ICRA or no ICRA, we wouldn't miss a Video Friday, and if you like robot cheetahs, you won't want to either

2 min read

Video Friday: Robo Cheetah Goes for a Trot, Mind-Controlled Arms, and Robots Playing Football

You didn’t think that just because we’re going all-out covering ICRA that we’d let any other cool robot news slip past us this week, did you? Of course you didn’t! There are many more awesome ICRA articles in the works for next week, but in the mean time, here are two robot vids that weren’t at the conference, plus several more that definitely should have been.

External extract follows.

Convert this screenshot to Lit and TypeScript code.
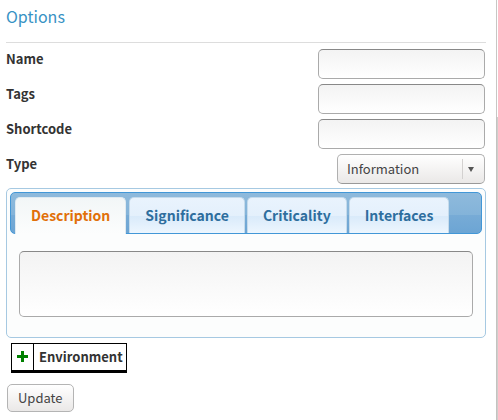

We posted about Notre Dame’s annual robot football competition (that’s American football for all you rest-of-the-worlders) back in 2010, but this year’s competition was especially exciting since it featured the first robot-to-robot pass completion in the known universe:

[ ND News ] via [ Wired ]

 

 

Also in the news this week was this story about brain implants being used by disabled humans to directly control robot arms with their thoughts. The concept has already been shown to work with monkeys, and now humans have shown that they can mentally direct robots to assist them with tasks like drinking coffee:

[ Nature ] via [ Ars ]

 

 

We’ve known for a while that Sangbae Kim and the MIT Biomimetics Lab have been working on a robot cheetah under the same DARPA program as Boston Dynamics. So, we of course paid special attention to what members of the lab were presenting here at ICRA, and we found two papers: “A Compact Two DOF Magneto-elastomeric Force Sensor for a Running Quadruped,” and “Optimally Scaled Hip-Force Planning: A Control Approach for Quadrupedal Running.” Interesting stuff, for sure, but neither of those papers included this video of a scarily complete robot cheetah:

 

Or this video, of the robot cheetah trotting:

 

Or, for what it’s worth, this video, of the robot cheetah breaking its spine:

 

Poor little guy. That must have hurt.